| WHAT TO WORK ON |
Repeat the material below exactly, with no pictures.

| DATA EXTRACT |

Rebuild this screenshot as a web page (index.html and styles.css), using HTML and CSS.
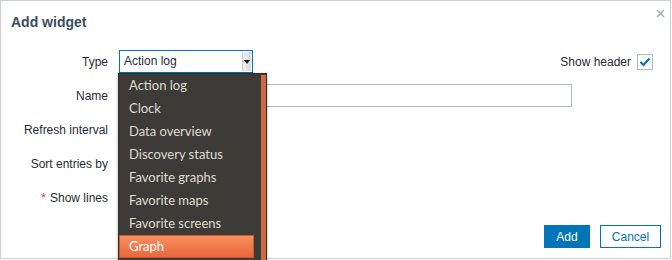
FILE: index.html
```html
<!DOCTYPE html>
<html lang="en">
<head>
  <meta charset="UTF-8">
  <meta name="viewport" content="width=device-width, initial-scale=1.0">
  <title>Add widget</title>
  <link rel="stylesheet" href="styles.css">
</head>
<body>

<div class="dialog">
  <div class="dialog-head">
    <h4>Add widget</h4>
    <button class="close" title="Close">
      <svg width="9" height="9" viewBox="0 0 9 9"><path d="M1 1 L8 8 M8 1 L1 8" stroke="#a8b1b8" stroke-width="1.6"/></svg>
    </button>
  </div>

  <div class="form">
    <label>Type</label>
    <div class="field field-type">
      <div class="select">
        <span class="select-value">Action log</span>
        <span class="select-arrow"><i></i></span>
      </div>
      <div class="show-header">
        <span>Show header</span>
        <span class="checkbox">
          <svg width="14" height="14" viewBox="0 0 14 14"><path d="M2.5 7 L5.5 10 L11.5 3.5" fill="none" stroke="#0275b8" stroke-width="2.2"/></svg>
        </span>
      </div>
    </div>

    <label>Name</label>
    <div class="field"><div class="input"></div></div>

    <label>Refresh interval</label>
    <div class="field"></div>

    <label>Sort entries by</label>
    <div class="field"></div>

    <label><span class="req">*</span> Show lines</label>
    <div class="field"></div>
  </div>

  <div class="dialog-foot">
    <button class="btn btn-primary">Add</button>
    <button class="btn btn-alt">Cancel</button>
  </div>

  <ul class="dropdown">
    <li>Action log</li>
    <li>Clock</li>
    <li>Data overview</li>
    <li>Discovery status</li>
    <li>Favorite graphs</li>
    <li>Favorite maps</li>
    <li>Favorite screens</li>
    <li class="active">Graph</li>
    <span class="scroll"></span>
  </ul>
</div>

</body>
</html>
```

FILE: styles.css
```css
html, body {
  margin: 0;
  height: 260px;
  overflow: hidden;
  background: #fff;
}

body {
  font-family: "Liberation Sans", Arial, sans-serif;
  font-size: 12px;
  color: #1f2c33;
}

.dialog {
  position: relative;
  box-sizing: border-box;
  width: 671px;
  height: 259px;
  border: 1px solid #c9d1d5;
  background: #fff;
}

.dialog-head {
  display: flex;
  justify-content: space-between;
  align-items: flex-start;
  height: 38px;
  padding: 11px 0 0 10px;
  box-sizing: border-box;
}

.dialog-head h4 {
  margin: 0;
  font-size: 14px;
  line-height: 20px;
  font-weight: bold;
  color: #384d60;
}

.close {
  border: 0;
  background: none;
  padding: 0;
  margin: -3px 5px 0 0;
  width: 9px;
  height: 9px;
  cursor: pointer;
}

.close svg {
  display: block;
}

.form {
  display: grid;
  grid-template-columns: 107px 1fr;
  grid-auto-rows: 23px;
  column-gap: 11px;
  row-gap: 11px;
  margin-top: 11px;
  padding-right: 17px;
}

.form label {
  display: flex;
  align-items: center;
  justify-content: flex-end;
  white-space: nowrap;
}

.req {
  color: #e33734;
  margin-right: 4px;
}

.field {
  display: flex;
  align-items: center;
}

.field-type {
  justify-content: space-between;
}

.select {
  display: flex;
  box-sizing: border-box;
  width: 134px;
  height: 23px;
  border: 1px solid #0275b8;
  background: #fff;
}

.select-value {
  flex: 1;
  padding-left: 4px;
  line-height: 21px;
}

.select-arrow {
  display: flex;
  align-items: center;
  justify-content: center;
  width: 8px;
  margin: 1px 1px 1px 0;
  background: linear-gradient(to right, #f2f2f2, #d8d8d8);
  border-left: 1px solid #c8c8c8;
}

.select-arrow i {
  width: 0;
  height: 0;
  border-left: 3px solid transparent;
  border-right: 3px solid transparent;
  border-top: 4px solid #111;
}

.show-header {
  display: flex;
  align-items: center;
  gap: 6px;
}

.checkbox {
  display: flex;
  align-items: center;
  justify-content: center;
  box-sizing: border-box;
  width: 16px;
  height: 16px;
  border: 1px solid #acbbc2;
  background: #fff;
}

.input {
  box-sizing: border-box;
  width: 453px;
  height: 23px;
  border: 1px solid #acbbc2;
  background: #fff;
}

.dialog-foot {
  display: flex;
  justify-content: flex-end;
  gap: 10px;
  margin-top: 16px;
  padding-right: 9px;
}

.btn {
  box-sizing: border-box;
  height: 23px;
  padding: 0 10px;
  font-family: "Liberation Sans", Arial, sans-serif;
  font-size: 12px;
  border: 1px solid #0275b8;
  cursor: pointer;
}

.btn-primary {
  width: 46px;
  background: #0275b8;
  color: #fff;
}

.btn-alt {
  width: 61px;
  background: #fff;
  color: #0275b8;
}

/* open list of the Type select */
.dropdown {
  position: absolute;
  left: 117px;
  top: 72px;
  box-sizing: border-box;
  width: 149px;
  height: 190px;
  margin: 0;
  padding: 0 12px 0 0;
  list-style: none;
  background: #3c3b37;
  border: 1px solid #2b2a27;
  box-shadow: 0 1px 3px rgba(0, 0, 0, 0.3);
  font-family: Lato, "Open Sans", sans-serif;
  font-size: 13px;
  color: #dfdbd2;
}

.dropdown li {
  box-sizing: border-box;
  height: 23px;
  line-height: 23px;
  padding-left: 10px;
}

.dropdown li.active {
  background: linear-gradient(to bottom, #f88f60, #e9683a);
  border: 1px solid #c85a2e;
  line-height: 21px;
  padding-left: 9px;
  color: #fff;
}

.dropdown .scroll {
  position: absolute;
  right: 0;
  top: 1px;
  bottom: 0;
  width: 5px;
  background: #d0693d;
}
```
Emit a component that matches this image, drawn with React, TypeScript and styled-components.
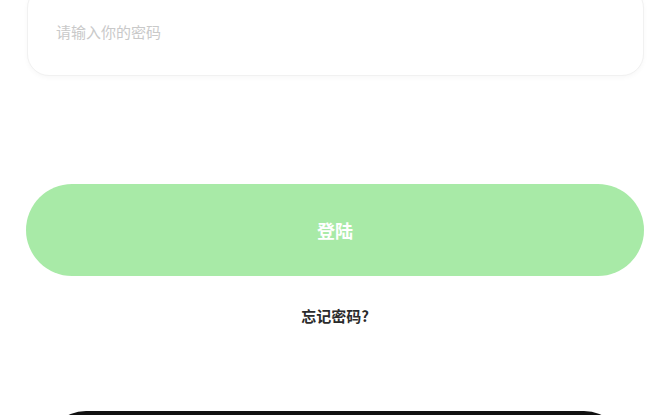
import React from "react";
import styled, {createGlobalStyle} from "styled-components";

const GlobalStyle = createGlobalStyle`
  html, body {
    margin: 0;
    padding: 0;
    background: #ffffff;
    overflow: hidden;
  }
  body {
    font-family: "Noto Sans CJK SC", "Noto Sans", sans-serif;
  }
`;

const Page = styled.main`
  width: 670px;
  height: 415px;
  box-sizing: border-box;
  padding: 0 26px;
  display: flex;
  flex-direction: column;
  overflow: hidden;

  & > * {
    flex-shrink: 0;
  }
`;

const InputCard = styled.label`
  margin-top: -14px;
  margin-left: 1px;
  height: 90px;
  box-sizing: border-box;
  border: 1px solid #f1f1f1;
  border-radius: 22px;
  background: #ffffff;
  box-shadow: 0 2px 5px rgba(0, 0, 0, 0.03);
  display: flex;
  align-items: center;
  padding: 0 28px;
`;

const PasswordInput = styled.input`
  flex: 1;
  border: none;
  outline: none;
  background: transparent;
  font-family: inherit;
  font-size: 15px;
  color: #333;
  padding: 0;

  &::placeholder {
    color: #c9c9c9;
  }
`;

const LoginButton = styled.button`
  margin-top: 108px;
  height: 92px;
  border: none;
  border-radius: 46px;
  background: #a8eaa7;
  color: #ffffff;
  font-family: inherit;
  font-size: 18px;
  font-weight: 700;
  cursor: pointer;
`;

const ForgotLink = styled.a`
  margin-top: 30px;
  align-self: center;
  line-height: 20px;
  font-size: 15px;
  font-weight: 700;
  color: #2b2b2b;
  text-decoration: none;
  cursor: pointer;
`;

const DarkButton = styled.button`
  margin: 85px 20px 0;
  height: 92px;
  border: none;
  border-radius: 40px;
  background: #111111;
`;

const App: React.FC = () => {
  return (
    <>
      <GlobalStyle />
      <Page>
        <InputCard>
          <PasswordInput type="password" placeholder="请输入你的密码" />
        </InputCard>
        <LoginButton>登陆</LoginButton>
        <ForgotLink>忘记密码?</ForgotLink>
        <DarkButton aria-label="other login" />
      </Page>
    </>
  );
};

export default App;
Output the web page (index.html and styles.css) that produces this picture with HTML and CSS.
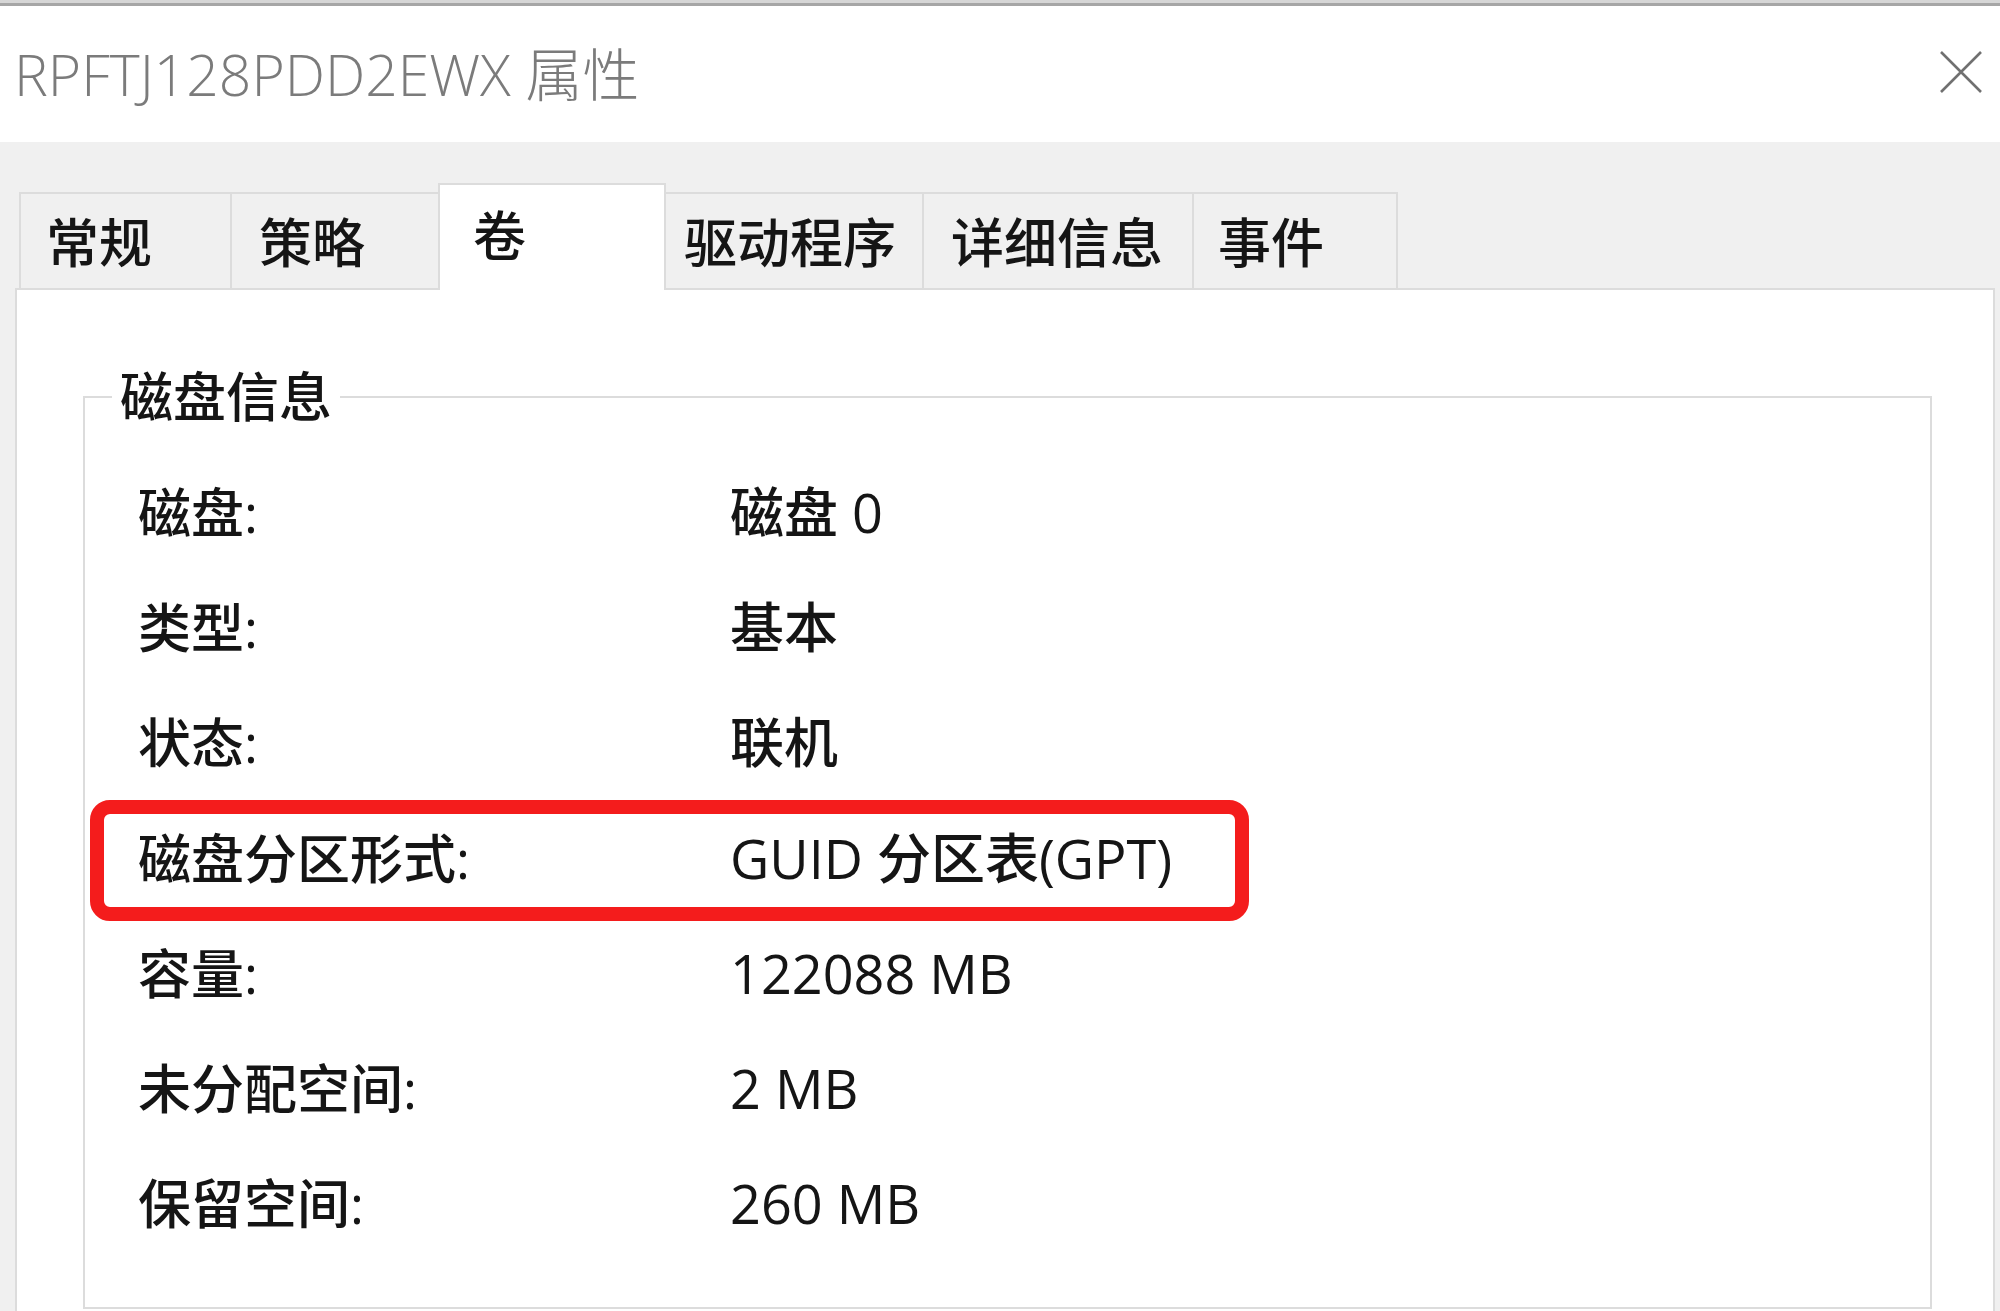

| WRITTEN SOLUTION |
Rebuild this screenshot as a web page (index.html and styles.css), using HTML and CSS.
FILE: index.html
```html
<!DOCTYPE html>
<html lang="en">
<head>
  <meta charset="UTF-8">
  <meta name="viewport" content="width=device-width, initial-scale=1.0">
  <title>Add widget</title>
  <link rel="stylesheet" href="styles.css">
</head>
<body>

<div class="dialog">
  <div class="dialog-head">
    <h4>Add widget</h4>
    <button class="close" title="Close">
      <svg width="9" height="9" viewBox="0 0 9 9"><path d="M1 1 L8 8 M8 1 L1 8" stroke="#a8b1b8" stroke-width="1.6"/></svg>
    </button>
  </div>

  <div class="form">
    <label>Type</label>
    <div class="field field-type">
      <div class="select">
        <span class="select-value">Action log</span>
        <span class="select-arrow"><i></i></span>
      </div>
      <div class="show-header">
        <span>Show header</span>
        <span class="checkbox">
          <svg width="14" height="14" viewBox="0 0 14 14"><path d="M2.5 7 L5.5 10 L11.5 3.5" fill="none" stroke="#0275b8" stroke-width="2.2"/></svg>
        </span>
      </div>
    </div>

    <label>Name</label>
    <div class="field"><div class="input"></div></div>

    <label>Refresh interval</label>
    <div class="field"></div>

    <label>Sort entries by</label>
    <div class="field"></div>

    <label><span class="req">*</span> Show lines</label>
    <div class="field"></div>
  </div>

  <div class="dialog-foot">
    <button class="btn btn-primary">Add</button>
    <button class="btn btn-alt">Cancel</button>
  </div>

  <ul class="dropdown">
    <li>Action log</li>
    <li>Clock</li>
    <li>Data overview</li>
    <li>Discovery status</li>
    <li>Favorite graphs</li>
    <li>Favorite maps</li>
    <li>Favorite screens</li>
    <li class="active">Graph</li>
    <span class="scroll"></span>
  </ul>
</div>

</body>
</html>
```

FILE: styles.css
```css
html, body {
  margin: 0;
  height: 260px;
  overflow: hidden;
  background: #fff;
}

body {
  font-family: "Liberation Sans", Arial, sans-serif;
  font-size: 12px;
  color: #1f2c33;
}

.dialog {
  position: relative;
  box-sizing: border-box;
  width: 671px;
  height: 259px;
  border: 1px solid #c9d1d5;
  background: #fff;
}

.dialog-head {
  display: flex;
  justify-content: space-between;
  align-items: flex-start;
  height: 38px;
  padding: 11px 0 0 10px;
  box-sizing: border-box;
}

.dialog-head h4 {
  margin: 0;
  font-size: 14px;
  line-height: 20px;
  font-weight: bold;
  color: #384d60;
}

.close {
  border: 0;
  background: none;
  padding: 0;
  margin: -3px 5px 0 0;
  width: 9px;
  height: 9px;
  cursor: pointer;
}

.close svg {
  display: block;
}

.form {
  display: grid;
  grid-template-columns: 107px 1fr;
  grid-auto-rows: 23px;
  column-gap: 11px;
  row-gap: 11px;
  margin-top: 11px;
  padding-right: 17px;
}

.form label {
  display: flex;
  align-items: center;
  justify-content: flex-end;
  white-space: nowrap;
}

.req {
  color: #e33734;
  margin-right: 4px;
}

.field {
  display: flex;
  align-items: center;
}

.field-type {
  justify-content: space-between;
}

.select {
  display: flex;
  box-sizing: border-box;
  width: 134px;
  height: 23px;
  border: 1px solid #0275b8;
  background: #fff;
}

.select-value {
  flex: 1;
  padding-left: 4px;
  line-height: 21px;
}

.select-arrow {
  display: flex;
  align-items: center;
  justify-content: center;
  width: 8px;
  margin: 1px 1px 1px 0;
  background: linear-gradient(to right, #f2f2f2, #d8d8d8);
  border-left: 1px solid #c8c8c8;
}

.select-arrow i {
  width: 0;
  height: 0;
  border-left: 3px solid transparent;
  border-right: 3px solid transparent;
  border-top: 4px solid #111;
}

.show-header {
  display: flex;
  align-items: center;
  gap: 6px;
}

.checkbox {
  display: flex;
  align-items: center;
  justify-content: center;
  box-sizing: border-box;
  width: 16px;
  height: 16px;
  border: 1px solid #acbbc2;
  background: #fff;
}

.input {
  box-sizing: border-box;
  width: 453px;
  height: 23px;
  border: 1px solid #acbbc2;
  background: #fff;
}

.dialog-foot {
  display: flex;
  justify-content: flex-end;
  gap: 10px;
  margin-top: 16px;
  padding-right: 9px;
}

.btn {
  box-sizing: border-box;
  height: 23px;
  padding: 0 10px;
  font-family: "Liberation Sans", Arial, sans-serif;
  font-size: 12px;
  border: 1px solid #0275b8;
  cursor: pointer;
}

.btn-primary {
  width: 46px;
  background: #0275b8;
  color: #fff;
}

.btn-alt {
  width: 61px;
  background: #fff;
  color: #0275b8;
}

/* open list of the Type select */
.dropdown {
  position: absolute;
  left: 117px;
  top: 72px;
  box-sizing: border-box;
  width: 149px;
  height: 190px;
  margin: 0;
  padding: 0 12px 0 0;
  list-style: none;
  background: #3c3b37;
  border: 1px solid #2b2a27;
  box-shadow: 0 1px 3px rgba(0, 0, 0, 0.3);
  font-family: Lato, "Open Sans", sans-serif;
  font-size: 13px;
  color: #dfdbd2;
}

.dropdown li {
  box-sizing: border-box;
  height: 23px;
  line-height: 23px;
  padding-left: 10px;
}

.dropdown li.active {
  background: linear-gradient(to bottom, #f88f60, #e9683a);
  border: 1px solid #c85a2e;
  line-height: 21px;
  padding-left: 9px;
  color: #fff;
}

.dropdown .scroll {
  position: absolute;
  right: 0;
  top: 1px;
  bottom: 0;
  width: 5px;
  background: #d0693d;
}
```
Emit a component that matches this image, drawn with React, TypeScript and styled-components.
import React from "react";
import styled, {createGlobalStyle} from "styled-components";

const GlobalStyle = createGlobalStyle`
  html, body {
    margin: 0;
    padding: 0;
    background: #ffffff;
    overflow: hidden;
  }
  body {
    font-family: "Noto Sans CJK SC", "Noto Sans", sans-serif;
  }
`;

const Page = styled.main`
  width: 670px;
  height: 415px;
  box-sizing: border-box;
  padding: 0 26px;
  display: flex;
  flex-direction: column;
  overflow: hidden;

  & > * {
    flex-shrink: 0;
  }
`;

const InputCard = styled.label`
  margin-top: -14px;
  margin-left: 1px;
  height: 90px;
  box-sizing: border-box;
  border: 1px solid #f1f1f1;
  border-radius: 22px;
  background: #ffffff;
  box-shadow: 0 2px 5px rgba(0, 0, 0, 0.03);
  display: flex;
  align-items: center;
  padding: 0 28px;
`;

const PasswordInput = styled.input`
  flex: 1;
  border: none;
  outline: none;
  background: transparent;
  font-family: inherit;
  font-size: 15px;
  color: #333;
  padding: 0;

  &::placeholder {
    color: #c9c9c9;
  }
`;

const LoginButton = styled.button`
  margin-top: 108px;
  height: 92px;
  border: none;
  border-radius: 46px;
  background: #a8eaa7;
  color: #ffffff;
  font-family: inherit;
  font-size: 18px;
  font-weight: 700;
  cursor: pointer;
`;

const ForgotLink = styled.a`
  margin-top: 30px;
  align-self: center;
  line-height: 20px;
  font-size: 15px;
  font-weight: 700;
  color: #2b2b2b;
  text-decoration: none;
  cursor: pointer;
`;

const DarkButton = styled.button`
  margin: 85px 20px 0;
  height: 92px;
  border: none;
  border-radius: 40px;
  background: #111111;
`;

const App: React.FC = () => {
  return (
    <>
      <GlobalStyle />
      <Page>
        <InputCard>
          <PasswordInput type="password" placeholder="请输入你的密码" />
        </InputCard>
        <LoginButton>登陆</LoginButton>
        <ForgotLink>忘记密码?</ForgotLink>
        <DarkButton aria-label="other login" />
      </Page>
    </>
  );
};

export default App;
Output the web page (index.html and styles.css) that produces this picture with HTML and CSS.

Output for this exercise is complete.